Case-control association studies are widely used in the search for genetic variants that contribute to human diseases. It has long been known that such studies may suffer from high rates of false positives if there is unrecognized population structure. It is perhaps less widely appreciated that so-called "cryptic relatedness" (i.e., kinship among the cases or controls that is not known to the investigator) might also potentially inflate the false positive rate. Until now there has been little work to assess how serious this problem is likely to be in practice. In this paper, we develop a formal model of cryptic relatedness, and study its impact on association studies. We provide simple expressions that predict the extent of confounding due to cryptic relatedness. Surprisingly, these expressions are functions of directly observable parameters. Our analytical results show that, for well-designed studies in outbred populations, the degree of confounding due to cryptic relatedness will usually be negligible. However, in contrast, studies where there is a sampling bias toward collecting relatives may indeed suffer from excessive rates of false positives. Furthermore, cryptic relatedness may be a serious concern in founder populations that have grown rapidly and recently from a small size. As an example, we analyze the impact of excess relatedness among cases for six phenotypes measured in the Hutterite population.

Figure 1. Coalescence Rates for Pairs of Random Chromosomes (Red) and for Pairs of Chromosomes from Affected Individuals (Green)

Notice that chromosomes from affected individuals have a small excess probability of coalescing very rapidly (i.e., in the most recent ten generations or so). Otherwise, their coalescence rates are essentially like those of random chromosomes. The region at the left-hand side of the graph between the red and green lines represents the excess probability of very recent coalescence among case chromosomes (denoted R in the text).

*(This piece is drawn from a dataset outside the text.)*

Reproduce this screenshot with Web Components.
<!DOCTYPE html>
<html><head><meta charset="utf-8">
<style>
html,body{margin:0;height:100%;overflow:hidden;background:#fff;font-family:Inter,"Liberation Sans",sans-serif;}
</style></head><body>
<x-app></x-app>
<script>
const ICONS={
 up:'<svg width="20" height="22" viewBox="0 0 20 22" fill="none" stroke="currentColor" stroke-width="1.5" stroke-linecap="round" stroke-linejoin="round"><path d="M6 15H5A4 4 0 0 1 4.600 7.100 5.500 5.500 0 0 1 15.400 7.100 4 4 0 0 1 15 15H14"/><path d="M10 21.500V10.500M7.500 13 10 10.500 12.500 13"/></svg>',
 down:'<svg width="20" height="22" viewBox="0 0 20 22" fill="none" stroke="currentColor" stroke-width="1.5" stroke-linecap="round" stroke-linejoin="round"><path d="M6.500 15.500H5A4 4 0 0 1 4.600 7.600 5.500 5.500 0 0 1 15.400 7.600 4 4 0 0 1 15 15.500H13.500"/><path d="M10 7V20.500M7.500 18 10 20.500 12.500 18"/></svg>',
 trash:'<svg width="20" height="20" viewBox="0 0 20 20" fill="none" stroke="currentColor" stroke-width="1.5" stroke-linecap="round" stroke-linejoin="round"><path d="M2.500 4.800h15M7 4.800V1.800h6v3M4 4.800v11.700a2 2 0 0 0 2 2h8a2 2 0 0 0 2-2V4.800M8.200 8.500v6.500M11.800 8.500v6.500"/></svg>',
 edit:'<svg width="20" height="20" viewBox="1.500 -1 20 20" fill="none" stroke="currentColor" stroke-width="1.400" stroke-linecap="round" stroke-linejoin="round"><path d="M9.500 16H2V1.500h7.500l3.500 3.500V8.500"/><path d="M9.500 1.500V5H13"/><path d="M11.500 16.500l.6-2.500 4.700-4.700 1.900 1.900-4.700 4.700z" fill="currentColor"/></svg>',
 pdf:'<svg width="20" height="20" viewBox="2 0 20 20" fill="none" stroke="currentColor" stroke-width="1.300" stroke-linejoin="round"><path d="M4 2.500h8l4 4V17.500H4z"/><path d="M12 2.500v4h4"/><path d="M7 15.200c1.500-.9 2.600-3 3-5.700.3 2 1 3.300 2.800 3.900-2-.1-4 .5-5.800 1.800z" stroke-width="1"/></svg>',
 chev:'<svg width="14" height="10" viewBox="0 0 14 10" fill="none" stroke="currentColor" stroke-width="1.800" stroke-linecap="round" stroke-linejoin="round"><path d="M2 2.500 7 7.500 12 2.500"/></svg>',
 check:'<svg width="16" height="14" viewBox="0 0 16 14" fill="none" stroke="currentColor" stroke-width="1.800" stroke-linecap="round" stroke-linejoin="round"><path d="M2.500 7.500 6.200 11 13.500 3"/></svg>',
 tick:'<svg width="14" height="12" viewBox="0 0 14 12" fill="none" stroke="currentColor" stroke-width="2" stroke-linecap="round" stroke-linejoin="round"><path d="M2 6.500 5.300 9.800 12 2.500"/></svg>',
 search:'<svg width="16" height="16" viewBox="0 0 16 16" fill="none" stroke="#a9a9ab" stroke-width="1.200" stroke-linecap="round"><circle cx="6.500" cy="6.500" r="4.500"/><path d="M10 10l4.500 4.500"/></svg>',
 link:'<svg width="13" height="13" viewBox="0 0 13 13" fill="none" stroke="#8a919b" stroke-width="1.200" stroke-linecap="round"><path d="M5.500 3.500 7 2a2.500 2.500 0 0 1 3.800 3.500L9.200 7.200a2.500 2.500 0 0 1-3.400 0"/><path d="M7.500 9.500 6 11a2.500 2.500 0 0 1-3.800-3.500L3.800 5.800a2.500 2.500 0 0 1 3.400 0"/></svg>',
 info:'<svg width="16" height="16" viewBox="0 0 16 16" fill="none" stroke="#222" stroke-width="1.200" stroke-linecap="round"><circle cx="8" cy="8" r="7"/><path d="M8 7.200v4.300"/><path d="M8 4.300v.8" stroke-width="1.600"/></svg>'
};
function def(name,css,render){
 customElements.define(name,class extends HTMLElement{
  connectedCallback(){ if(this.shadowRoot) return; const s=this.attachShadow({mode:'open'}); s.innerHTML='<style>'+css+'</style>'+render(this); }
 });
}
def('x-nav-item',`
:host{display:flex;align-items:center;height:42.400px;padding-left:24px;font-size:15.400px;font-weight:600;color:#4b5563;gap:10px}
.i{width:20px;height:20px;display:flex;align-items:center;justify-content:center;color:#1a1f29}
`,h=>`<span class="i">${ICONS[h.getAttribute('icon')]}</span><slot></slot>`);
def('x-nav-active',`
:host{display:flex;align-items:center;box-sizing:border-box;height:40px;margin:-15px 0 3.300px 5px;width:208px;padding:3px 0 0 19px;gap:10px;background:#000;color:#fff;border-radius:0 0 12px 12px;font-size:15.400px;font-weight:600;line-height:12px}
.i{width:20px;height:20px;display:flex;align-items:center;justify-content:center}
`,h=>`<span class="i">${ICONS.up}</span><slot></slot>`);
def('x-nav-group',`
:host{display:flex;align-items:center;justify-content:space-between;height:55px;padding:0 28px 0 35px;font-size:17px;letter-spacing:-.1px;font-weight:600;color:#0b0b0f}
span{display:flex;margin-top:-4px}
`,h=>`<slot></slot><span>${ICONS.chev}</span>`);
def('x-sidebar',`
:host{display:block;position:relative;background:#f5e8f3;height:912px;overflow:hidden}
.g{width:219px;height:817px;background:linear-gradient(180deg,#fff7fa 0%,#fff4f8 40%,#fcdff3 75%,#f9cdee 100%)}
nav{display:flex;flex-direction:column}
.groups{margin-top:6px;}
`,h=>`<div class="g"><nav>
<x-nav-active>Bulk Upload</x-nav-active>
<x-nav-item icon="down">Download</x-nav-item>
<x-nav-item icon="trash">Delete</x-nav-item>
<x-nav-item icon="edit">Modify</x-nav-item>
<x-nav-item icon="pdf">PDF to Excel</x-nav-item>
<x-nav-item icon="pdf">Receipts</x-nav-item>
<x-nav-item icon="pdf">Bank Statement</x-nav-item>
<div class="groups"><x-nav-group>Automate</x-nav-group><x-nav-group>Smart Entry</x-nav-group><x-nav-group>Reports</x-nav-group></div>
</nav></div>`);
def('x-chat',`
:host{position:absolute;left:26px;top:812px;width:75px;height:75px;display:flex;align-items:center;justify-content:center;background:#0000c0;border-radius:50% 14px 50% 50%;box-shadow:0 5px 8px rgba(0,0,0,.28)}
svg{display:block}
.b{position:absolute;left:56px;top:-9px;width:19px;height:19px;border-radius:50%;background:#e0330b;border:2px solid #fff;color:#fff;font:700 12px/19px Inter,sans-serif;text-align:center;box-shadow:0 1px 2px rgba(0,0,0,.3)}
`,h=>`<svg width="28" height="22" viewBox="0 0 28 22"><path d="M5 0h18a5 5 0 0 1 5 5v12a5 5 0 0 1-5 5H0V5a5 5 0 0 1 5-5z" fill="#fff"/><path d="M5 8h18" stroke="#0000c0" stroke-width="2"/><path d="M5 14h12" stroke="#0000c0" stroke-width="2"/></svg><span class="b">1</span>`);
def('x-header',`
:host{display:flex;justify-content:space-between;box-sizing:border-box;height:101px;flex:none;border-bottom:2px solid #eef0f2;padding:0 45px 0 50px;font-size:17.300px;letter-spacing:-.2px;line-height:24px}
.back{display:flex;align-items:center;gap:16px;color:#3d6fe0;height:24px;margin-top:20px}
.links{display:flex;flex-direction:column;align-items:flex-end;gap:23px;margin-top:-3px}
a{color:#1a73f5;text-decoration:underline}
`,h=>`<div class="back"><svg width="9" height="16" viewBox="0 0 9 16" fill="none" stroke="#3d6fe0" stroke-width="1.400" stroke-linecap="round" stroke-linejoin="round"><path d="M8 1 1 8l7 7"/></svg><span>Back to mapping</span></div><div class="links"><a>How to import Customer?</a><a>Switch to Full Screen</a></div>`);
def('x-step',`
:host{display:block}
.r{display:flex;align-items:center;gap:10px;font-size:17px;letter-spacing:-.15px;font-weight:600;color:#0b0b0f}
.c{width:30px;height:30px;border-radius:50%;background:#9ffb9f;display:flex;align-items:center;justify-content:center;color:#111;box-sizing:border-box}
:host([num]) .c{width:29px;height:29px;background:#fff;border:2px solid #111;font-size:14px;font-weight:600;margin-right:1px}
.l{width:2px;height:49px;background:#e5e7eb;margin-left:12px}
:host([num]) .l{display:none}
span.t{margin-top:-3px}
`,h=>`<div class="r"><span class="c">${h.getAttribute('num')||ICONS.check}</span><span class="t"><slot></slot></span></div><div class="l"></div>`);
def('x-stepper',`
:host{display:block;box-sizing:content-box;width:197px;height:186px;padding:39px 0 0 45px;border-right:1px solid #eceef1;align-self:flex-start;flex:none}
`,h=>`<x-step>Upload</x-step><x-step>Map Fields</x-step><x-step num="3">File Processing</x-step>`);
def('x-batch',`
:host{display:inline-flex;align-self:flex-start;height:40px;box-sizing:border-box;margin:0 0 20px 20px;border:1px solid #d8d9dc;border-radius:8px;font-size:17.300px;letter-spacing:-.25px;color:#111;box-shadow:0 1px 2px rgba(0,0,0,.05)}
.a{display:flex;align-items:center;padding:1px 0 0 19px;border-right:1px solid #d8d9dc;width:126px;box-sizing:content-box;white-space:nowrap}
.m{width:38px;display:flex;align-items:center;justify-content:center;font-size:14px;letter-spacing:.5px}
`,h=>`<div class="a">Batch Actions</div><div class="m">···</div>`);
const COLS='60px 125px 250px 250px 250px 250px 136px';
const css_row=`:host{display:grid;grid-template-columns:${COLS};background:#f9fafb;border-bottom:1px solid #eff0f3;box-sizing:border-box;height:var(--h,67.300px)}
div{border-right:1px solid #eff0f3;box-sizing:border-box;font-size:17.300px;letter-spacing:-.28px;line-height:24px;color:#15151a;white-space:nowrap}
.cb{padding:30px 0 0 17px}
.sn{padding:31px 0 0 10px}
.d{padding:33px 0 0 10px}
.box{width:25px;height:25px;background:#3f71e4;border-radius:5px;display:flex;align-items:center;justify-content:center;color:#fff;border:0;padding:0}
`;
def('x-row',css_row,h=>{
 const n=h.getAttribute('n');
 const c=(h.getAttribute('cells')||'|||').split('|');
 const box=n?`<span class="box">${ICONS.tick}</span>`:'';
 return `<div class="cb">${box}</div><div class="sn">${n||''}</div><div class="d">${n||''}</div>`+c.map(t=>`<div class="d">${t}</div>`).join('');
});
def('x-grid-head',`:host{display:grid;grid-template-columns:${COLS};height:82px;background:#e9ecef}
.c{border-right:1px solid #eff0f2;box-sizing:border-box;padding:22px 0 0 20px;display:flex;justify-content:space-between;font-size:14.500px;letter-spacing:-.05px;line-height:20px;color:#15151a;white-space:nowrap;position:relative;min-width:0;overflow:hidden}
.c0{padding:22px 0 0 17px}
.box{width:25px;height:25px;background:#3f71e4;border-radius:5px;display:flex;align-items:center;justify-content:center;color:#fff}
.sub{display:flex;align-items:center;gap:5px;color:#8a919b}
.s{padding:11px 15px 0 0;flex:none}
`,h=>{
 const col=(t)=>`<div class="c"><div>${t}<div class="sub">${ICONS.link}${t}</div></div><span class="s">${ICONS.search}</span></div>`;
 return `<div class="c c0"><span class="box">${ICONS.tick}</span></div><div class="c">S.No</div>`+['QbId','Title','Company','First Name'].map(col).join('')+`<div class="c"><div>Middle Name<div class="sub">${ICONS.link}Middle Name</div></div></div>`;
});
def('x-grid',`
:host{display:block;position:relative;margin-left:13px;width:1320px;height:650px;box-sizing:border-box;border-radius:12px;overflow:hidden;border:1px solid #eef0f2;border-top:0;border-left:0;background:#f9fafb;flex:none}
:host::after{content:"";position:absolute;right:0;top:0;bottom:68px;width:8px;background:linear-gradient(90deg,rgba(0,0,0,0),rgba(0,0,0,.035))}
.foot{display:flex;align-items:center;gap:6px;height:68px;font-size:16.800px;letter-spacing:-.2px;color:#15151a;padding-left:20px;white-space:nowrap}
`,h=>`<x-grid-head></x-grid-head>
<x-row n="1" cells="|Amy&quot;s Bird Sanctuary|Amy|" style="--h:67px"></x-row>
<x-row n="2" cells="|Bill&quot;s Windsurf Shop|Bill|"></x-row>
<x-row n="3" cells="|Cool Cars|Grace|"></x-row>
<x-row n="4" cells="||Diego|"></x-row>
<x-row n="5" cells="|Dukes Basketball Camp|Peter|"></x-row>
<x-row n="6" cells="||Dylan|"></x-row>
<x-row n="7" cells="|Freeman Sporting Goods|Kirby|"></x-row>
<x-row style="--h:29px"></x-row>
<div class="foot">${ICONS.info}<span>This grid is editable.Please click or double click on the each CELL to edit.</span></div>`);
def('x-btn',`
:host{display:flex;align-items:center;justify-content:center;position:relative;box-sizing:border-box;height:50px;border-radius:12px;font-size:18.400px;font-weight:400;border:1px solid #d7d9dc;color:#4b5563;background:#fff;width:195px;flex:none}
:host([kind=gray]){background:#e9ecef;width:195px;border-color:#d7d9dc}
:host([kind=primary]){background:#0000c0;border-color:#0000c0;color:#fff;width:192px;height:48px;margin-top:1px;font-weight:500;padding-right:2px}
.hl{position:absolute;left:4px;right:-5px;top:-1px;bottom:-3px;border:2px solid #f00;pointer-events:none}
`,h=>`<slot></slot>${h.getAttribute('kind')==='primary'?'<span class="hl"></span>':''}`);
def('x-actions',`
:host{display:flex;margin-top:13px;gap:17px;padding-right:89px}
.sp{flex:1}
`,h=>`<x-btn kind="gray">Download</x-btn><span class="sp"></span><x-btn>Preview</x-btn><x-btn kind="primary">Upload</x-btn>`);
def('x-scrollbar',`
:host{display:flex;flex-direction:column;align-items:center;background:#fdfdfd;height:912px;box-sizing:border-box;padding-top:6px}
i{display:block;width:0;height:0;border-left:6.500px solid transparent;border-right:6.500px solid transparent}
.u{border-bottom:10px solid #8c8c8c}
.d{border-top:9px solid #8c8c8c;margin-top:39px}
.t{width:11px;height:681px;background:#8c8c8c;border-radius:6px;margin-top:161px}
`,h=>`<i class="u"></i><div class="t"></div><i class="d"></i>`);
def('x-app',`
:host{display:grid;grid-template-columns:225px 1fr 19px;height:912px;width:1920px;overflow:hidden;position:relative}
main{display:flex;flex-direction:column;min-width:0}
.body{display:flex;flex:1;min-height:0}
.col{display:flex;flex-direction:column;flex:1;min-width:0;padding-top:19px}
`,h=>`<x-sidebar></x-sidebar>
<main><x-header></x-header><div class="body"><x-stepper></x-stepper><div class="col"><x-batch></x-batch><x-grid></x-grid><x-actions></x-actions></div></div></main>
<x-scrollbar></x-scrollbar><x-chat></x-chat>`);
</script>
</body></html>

This is what gives rise to the effect of cryptic relatedness. For larger t, the line for cases drops slightly below the line for random individuals, since both distributions integrate to 1. These plots assume an additive genetic model, with λ_s = 60, the “half”-relationships mating model, and a population size of 2,000. The line for cases was generated under the approximation that the excess relatedness is completely limited to the first n = 10 generations. In this case, the maximum coalescent probability for case chromosomes is 0.00275, when t = 1; R ≈ 0.00334. As expected, the mean coalescence time is ≈ 4,000 generations for both distributions. Alterations in n yield similar results (unpublished data).

Figure 2. Cumulative Probability of Coalescence within the Last n Meioses in the Hutterite Founder Population

Each line plots the estimated probability that two chromosomes drawn at random, from different individuals affected with a given phenotype, or from two random control individuals, descend from a single ancestral chromosome within the last n meioses. These estimates are based on the recorded Hutterite genealogy. The x-axis plots the average number of meioses along the two lineages back to the common ancestor. Notice that in the most recent generations, the case samples coalesce at higher rates than do random controls.